My godmother, Aunt Gen (Genevieve Louise Brennan Savage, 1907-2004), tried her best to explain things, but the nuns really never talked to us much about saints. Like Santa Barbara, whose own father carried out her martyrdom for her belief in the Holy Trinity. Although he was struck by lightening and consumed by fire on his way home after the act.

But the major impact for me was November 2, All Souls’ Day. You might not know this, but there are all of these bazillions of poor souls stuck in Purgatory – not so evil that they were condemned to hell but instead hanging around in an uncomfortable state trying to slip through the gates to heaven. Our prayers were supposed to free some of them and send them soaring above the clouds.

Even more concerning for me was Limbo. Limbo was where the little babies throughout the world who died unbaptized were supposed to go. Through no fault of their own, they were sentenced to remain suspended, constantly fluttering their wings in some mysterious twilight zone.

Those little poor souls were the ones for whom I would join my hands, palms sweating in those uncomfortable white gloves, squeeze my eyes tightly together and plead. God took a while to process my prayers from almost 60 years ago. In 2007, the Catholic Church finally liberated them all, burying the whole Limbo concept.

Sorry for the detour. Back to Malaga and its Cathedral. After all it’s a Holy Day of Obligation.
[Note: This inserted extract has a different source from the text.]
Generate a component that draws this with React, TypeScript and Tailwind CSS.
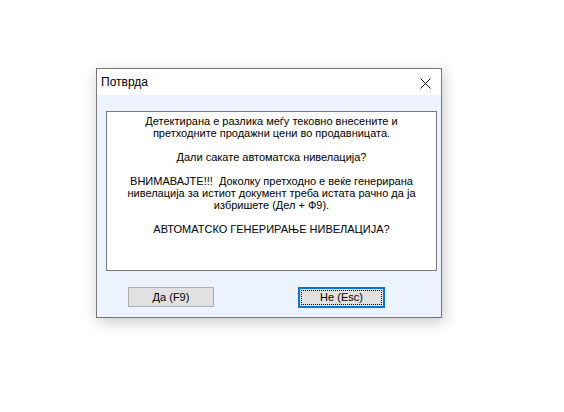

The foundation for the Cathedral of Nuestra Senora de le Encarnacion was laid in 1530 atop the Almohad Mosque. Taking more than a century to complete, the church is viewed as a chronicle of the transition of religious Gothic architecture into the Renaissance. The facades reflect extensive Baroque updating.

In addition to photos taken in the Cathedral, this post includes images from the Parroquia de los Santos Martires Ciriaco y Paula. The two were executed, with great difficulty requiring several attempts, for their Christian beliefs at the dawn of the 4th century. While their executioners set their remains ablaze, an unexpected torrential rain quenched the flames and faithful carted them off for more respectful last rites. It is believed the two somehow resurfaced to miraculously help expel the Moors about a millennium later, so they were proclaimed the patron saints of Malaga.

My prayers have lapsed, but I trust there are a multitude of people inclined to remember as many saints as possible today. Tomorrow, please pray doubly hard, just in case any little babies somehow remained stuck in Limbo.